Languages I'll try to learn something of this year: French, Latin, Mandarin, Classical Chinese, German, and now also Japanese and Yucatec Maya.
The first four are languages I like on their own, associated to cultures I have a lot of interest in. German and Japanese are mostly just for reading linguistics research on the previous four (there is plenty of good stuff on Romance languages and Latin in German, and on Classical Chinese in Japanese).
I've long wanted to learn a non-trivial amount of a South American indigenous language, but keep on not getting around it; maybe this will be the year. My interest in learning such a language mostly comes from some curiosity for what it's like to learn a minority language, and I'd like to make good use of my Spanish both to learn such a language and later on to produce resources others might find useful. I've been able to get a hold of two Yucatec Maya dictionaries (published in 1998 and 2009), but they're both basically long glossaries with no grammatical information other than word class, only one definition per word, and with no example sentences. If I could eventually get a hold of literature in the language, I think I could write something better relatively easily. I *think*. But maybe this is too ambitious (it probably won't be easy to get native speakers to check entries either, if I were to add example sentences), so at the very least, a dictionary with more grammatical information per entry would be desirable. I'd put it online for free too, of course. I also admit Yucatec Maya is kind of a random choice; I could've decided to learn Nahuatl or Quechua or something else instead.
If anybody was wondering about my Arabic, I've been feeling a bit less enthused about Standard Arabic lately, mostly because my plans for this year changed. However, now that I'm moving to Montreal, a city where I'm likely to come across Arabs more often than here in Vancouver, I wonder if I might finally find some encouragement within myself to learn a dialect instead. We'll see.
So, to start off the year on the right foot, I spent much of the morning of January 1st re-reading part of the beginning of the Zhuangzi, a book I like a lot (along with an English translation of course). I was happy to identify what is really an ancient Chinese equivalent of Horace's ars longa, vita brevis 'the art is long, life is short', right at the beginning of the third chapter of the Zhuangzi, a similarity I had missed in previous readings!
- 吾生也有涯,而知也無涯。
1 live TOP have shore, and know TOP not.have shore
'My life has a shore (a limit), but knowledge has none.'
I admit that sometimes I get pessimistic towards my language learning, particularly for French, as in spite of having studied it for so long I still find myself looking up somewhat basic words or collocations whenever I try to write anything. I sometimes have to write in French at my job, and every time I get a good reminder of how far I still have to go. So these sayings speak to me here.

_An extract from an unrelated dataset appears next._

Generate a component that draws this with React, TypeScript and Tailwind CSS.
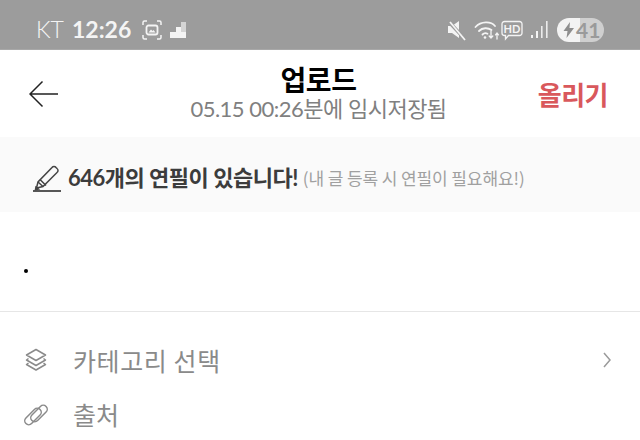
const kr = { fontFamily: '"Noto Sans CJK KR", sans-serif' };
const lato = { fontFamily: 'Lato, "Noto Sans CJK KR", sans-serif' };

function StatusLeft() {
  return (
    <div className="flex items-center text-[#f4f4f4]" style={lato}>
      <span className="w-[36px] text-[23px] leading-none font-light">KT</span>
      <span className="text-[23px] leading-none font-bold">12:26</span>
      <svg className="ml-[10px]" width="22" height="22" viewBox="0 0 22 22" fill="none" stroke="#f4f4f4" strokeWidth="1.500">
        <path d="M2 6V3.500A1.500 1.500 0 0 1 3.500 2H6M16 2h2.500A1.500 1.500 0 0 1 20 3.500V6M20 16v2.500a1.500 1.500 0 0 1-1.500 1.500H16M6 20H3.500A1.500 1.500 0 0 1 2 18.500V16" />
        <rect x="5.500" y="6.500" width="11" height="9" rx="2" strokeWidth="1.800" />
        <path d="M7.500 13.500l2.500-3 1.500 1.500 1-1 2 2.500z" fill="#f4f4f4" stroke="none" />
      </svg>
      <svg className="ml-[6px]" width="18" height="18" viewBox="0 0 18 18">
        <path d="M1 17v-6h6V6h5v11z" fill="#f4f4f4" />
        <rect x="12" y="1" width="5" height="10" fill="#d4d4d4" />
        <rect x="12" y="11" width="5" height="6" fill="#f4f4f4" />
      </svg>
    </div>
  );
}

function StatusRight() {
  return (
    <div className="flex items-center text-[#f4f4f4]">
      <svg width="20" height="22" viewBox="0 0 20 22">
        <path d="M1 7h4l7-5v17l-7-5H1z" fill="#f4f4f4" />
        <path d="M1 2l17 18" stroke="#9c9c9c" strokeWidth="3.500" />
        <path d="M3 3l15 18" stroke="#f4f4f4" strokeWidth="1.800" />
      </svg>
      <svg className="ml-[7px]" width="26" height="22" viewBox="0 0 26 22" fill="none" stroke="#f4f4f4" strokeWidth="1.800" strokeLinecap="round">
        <path d="M1.500 8C7 2 17 2 21 7" />
        <path d="M5 12c3.500-3.500 9-3.500 12.500-1" />
        <path d="M8.500 15.500c1.500-1.500 3.500-1.500 5-.8" />
        <circle cx="11" cy="18.500" r="1.300" fill="#f4f4f4" stroke="none" />
        <path d="M17 12v7m-1.800-2l1.800 2 1.800-2M23 20v-6m-1.500 1.800L23 14l1.500 1.800" strokeWidth="1.300" />
      </svg>
      <svg className="ml-[1px]" width="22" height="22" viewBox="0 0 22 22" fill="none">
        <path d="M3.500 2.500h15a2.500 2.500 0 0 1 2.500 2.500v9a2.500 2.500 0 0 1-2.500 2.500h-11l-3 3.500v-3.500h-1A2.500 2.500 0 0 1 1 14V5a2.500 2.500 0 0 1 2.500-2.500z" stroke="#f4f4f4" strokeWidth="1.300" />
        <text x="11" y="14" textAnchor="middle" fontSize="11" fontWeight="700" fill="#f4f4f4" fontFamily="Lato, sans-serif">HD</text>
      </svg>
      <svg className="ml-[8px]" width="17" height="20" viewBox="0 0 17 20" fill="#f4f4f4">
        <rect x="0" y="15" width="2" height="3" />
        <rect x="5" y="11" width="2" height="7" />
        <rect x="10" y="6" width="1.600" height="12" opacity="0.9" />
        <rect x="15" y="1" width="1.600" height="17" opacity="0.9" />
      </svg>
      <div className="ml-[9px] flex h-[24px] w-[47px] items-center rounded-full bg-[linear-gradient(90deg,#f3f3f3_0,#f3f3f3_48%,#cfcfcf_48%,#cfcfcf_100%)]">
        <svg className="ml-[6px]" width="12" height="16" viewBox="0 0 12 16">
          <path d="M7 0L0.500 9h4l-1 7L11 6H6.500z" fill="#8e8e8e" />
        </svg>
        <span className="ml-[1px] text-[21px] leading-none font-bold text-[#9a9a9a]" style={lato}>41</span>
      </div>
    </div>
  );
}

function StackIcon() {
  return (
    <svg width="22" height="24" viewBox="0 0 22 24" fill="none" stroke="#8a8a8a" strokeWidth="1.500" strokeLinejoin="round">
      <path d="M11 1.500l9.500 5.500-9.500 5.500L1.500 7z" />
      <path d="M3.500 10.500L1.500 12l9.500 5.500 9.500-5.500-2-1.500" />
      <path d="M3.500 15L1.500 16.500l9.500 5.500 9.500-5.500-2-1.500" />
    </svg>
  );
}

function LinkIcon() {
  return (
    <svg width="24" height="24" viewBox="0 0 24 24" fill="none" stroke="#8a8a8a" strokeWidth="1.500">
      <rect x="-1" y="9.500" width="20" height="8" rx="4" transform="rotate(-45 9 13.500)" />
      <rect x="5" y="6.500" width="20" height="8" rx="4" transform="rotate(-45 15 10.500)" />
    </svg>
  );
}

export default function App() {
  return (
    <div className="flex h-[440px] w-[640px] flex-col overflow-hidden bg-white" style={kr}>
      <div className="flex h-[50px] shrink-0 items-center justify-between border-b border-[#a8a8a8] bg-[#9c9c9c] px-[36px] pt-[10px]">
        <StatusLeft />
        <StatusRight />
      </div>

      <header className="grid h-[87px] shrink-0 grid-cols-[1fr_auto_1fr] items-center pr-[32px] pl-[29px]">
        <svg width="30" height="28" viewBox="0 0 30 28" fill="none" stroke="#222" strokeWidth="1.500">
          <path d="M29 14H1M13.500 1.500L1 14l12.500 12.500" />
        </svg>
        <div className="flex flex-col items-center">
          <h1 className="text-[28px] leading-[30px] font-bold tracking-[-0.5px] text-black">업로드</h1>
          <p className="mt-[1px] text-[22px] leading-[28px] tracking-[-0.5px] text-[#808080]" style={lato}>05.15 00:26분에 임시저장됨</p>
        </div>
        <button className="justify-self-end text-[26px] leading-none font-bold tracking-[-0.5px] text-[#d9585c]" type="button">올리기</button>
      </header>

      <div className="flex h-[75px] shrink-0 items-center bg-[#fafafa] pt-[6px] pl-[32px]">
        <svg width="30" height="30" viewBox="0 0 30 30" fill="none" stroke="#444" strokeWidth="1.500">
          <path d="M4.500 25l1.500-6L20 4.500a2.500 2.500 0 0 1 4 0l1 1a2.500 2.500 0 0 1 0 4L11 23.500z" />
          <path d="M6 19l5 4.500M8 16.500l6 6" />
          <path d="M4 24l-.5 2.500 3-.5z" fill="#444" />
          <path d="M1 28h28" strokeWidth="1.800" />
        </svg>
        <strong className="ml-[6px] text-[22px] leading-none font-bold tracking-[-0.5px] text-[#3c3c3c]" style={lato}>646개의 연필이 있습니다!</strong>
        <span className="ml-[5px] text-[17px] leading-none tracking-[-0.1px] text-[#a0a0a0]">(내 글 등록 시 연필이 필요해요!)</span>
      </div>

      <div className="h-[100px] shrink-0 border-b border-[#e6e6e6] pt-[57px] pl-[24px]">
        <div className="h-[4px] w-[4px] rounded-full bg-black" />
      </div>

      <div className="mt-[23px] flex h-[50px] shrink-0 items-center pr-[29px] pl-[25px]">
        <StackIcon />
        <span className="ml-[26px] flex-1 text-[25px] leading-none tracking-[0.6px] text-[#8a8a8a]">카테고리 선택</span>
        <svg width="8" height="16" viewBox="0 0 8 16" fill="none" stroke="#9a9a9a" strokeWidth="1.500">
          <path d="M1 1l6 7-6 7" />
        </svg>
      </div>
      <div className="flex h-[59px] shrink-0 items-center pl-[24px]">
        <LinkIcon />
        <span className="ml-[25px] text-[25px] leading-none text-[#8a8a8a]">출처</span>
      </div>
    </div>
  );
}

When I speak French at meetups I just make up rewordings and circumlocutions of what I want to say, which is okay especially for that environment, but when writing in it at my job, I feel pressure to try to produce actual passable French. You see three stars in my profile but I'm only B2 (and not a solid B2 at that, really, although I justify it by thinking my passive skills are a lot better than the active ones). Yes, considering I'm moving to Montreal in 9 months, I know I should really just focus on French, but ehhh, I know myself and so I know I'll get inevitably distracted with Latin and Chinese.
From January to April, I'm taking a couple evening courses on some computer science topics, which I expect will consume a good deal of what would be my free time. But from May to mid-August I'll compensate for it by doing a "summer TAC" like the one I did in 2015 to some success.